Each model makes a prediction at each voxel. Thus, the most straightforward (qualitative) way to compare models is to plot how well each model predicts each voxel in a scatterplot:

In [None]:
fig, ax = plt.subplots(figsize=(6,6))
ax.scatter(r_dummy.mean(0), r_category.mean(0), color='gray', alpha=0.1)
plt.plot([-0.6,0.85], [-0.6,0.85], 'k--')
plt.xlim([-0.6,0.85])
plt.ylim([-0.6,0.85]);
### STUDENT ANSWER


> Survey 2: what are the axis labels here? What does each dot mean? (Add labels!) What is the graph telling you??

In [None]:
fig, ax = plt.subplots(figsize=(6,6))
ax.scatter(r_feature.mean(0), r_category.mean(0), color='gray', alpha=0.1)
plt.plot([-0.6,0.85], [-0.6,0.85], 'k--')
plt.xlim([-0.6,0.85])
plt.ylim([-0.6,0.85])
### STUDENT ANSWER


> Discussion: How could we go about statistically determining which model is BETTER?

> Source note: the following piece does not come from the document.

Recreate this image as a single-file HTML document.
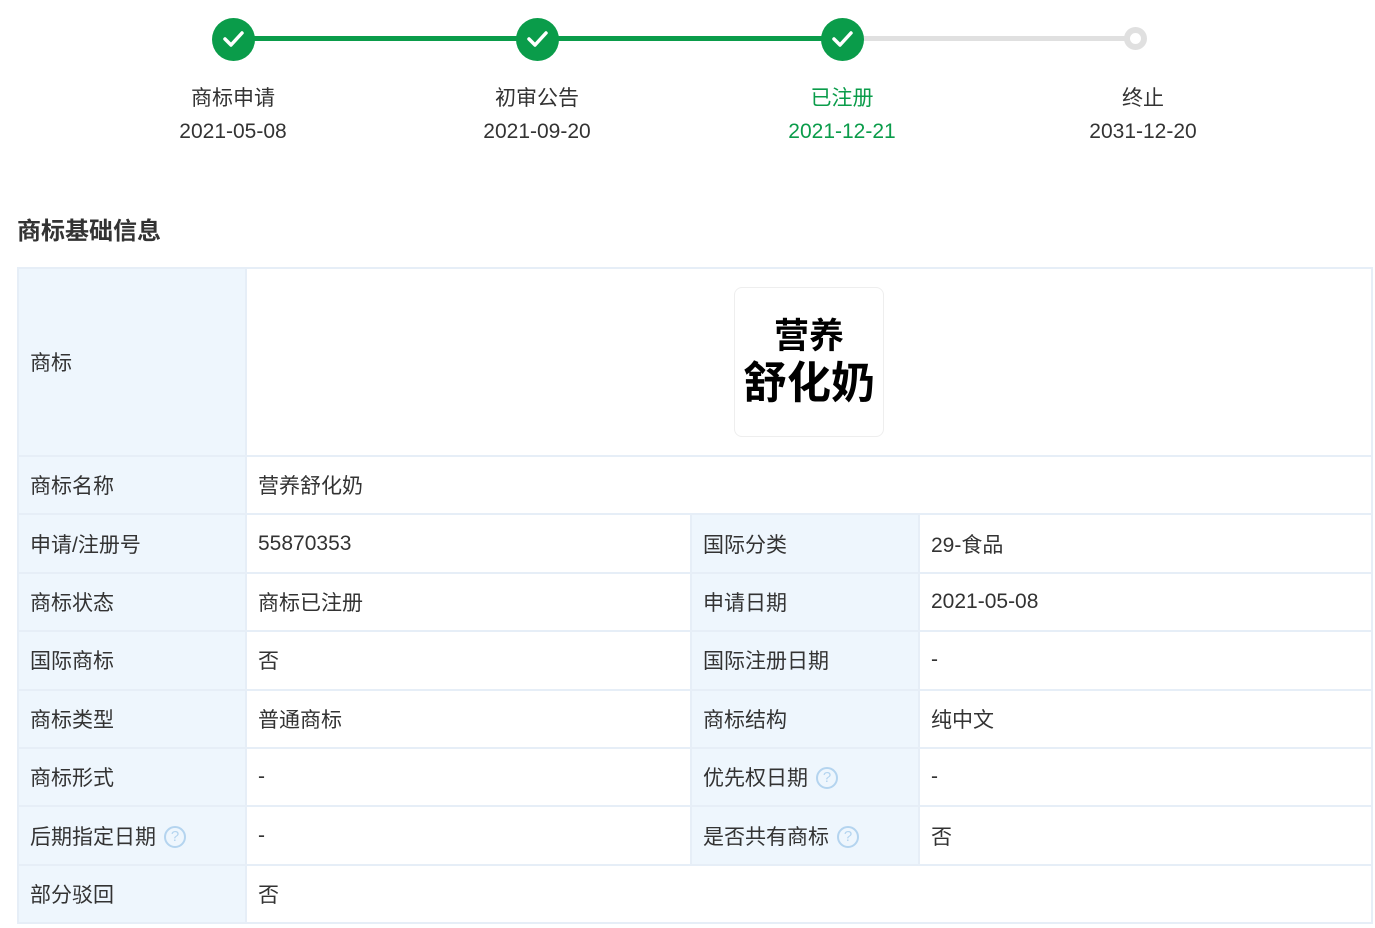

# Show where in the brain each model does better

In [None]:
V = cortex.Volume(r_feature.mean(0)-r_dummy.mean(0), sub, xfm, cmap='RdBu_r', vmin=-1, vmax=1, mask=mask)
_ = cortex.quickflat.make_figure(V)

# Model interpretation
Finally, we can examine the weights (for the categories or features) that summarize across the stimulus words / images. Further analysis will be required to determine if differences between weights for categories or features are reliable; this is just a qualitative analysis for now.

In [None]:
sub, xfm = 'MNI', 'atlas336'
for b in B:
    V = cortex.Volume(b, sub, xfm, cmap='RdBu_r', vmin=-3.0, vmax=3.0, mask=mask)
    cortex.quickflat.make_figure(V)
    # Add a title to each condition!
    plt.suptitle('')

(Do these plots maybe need a little fixing?)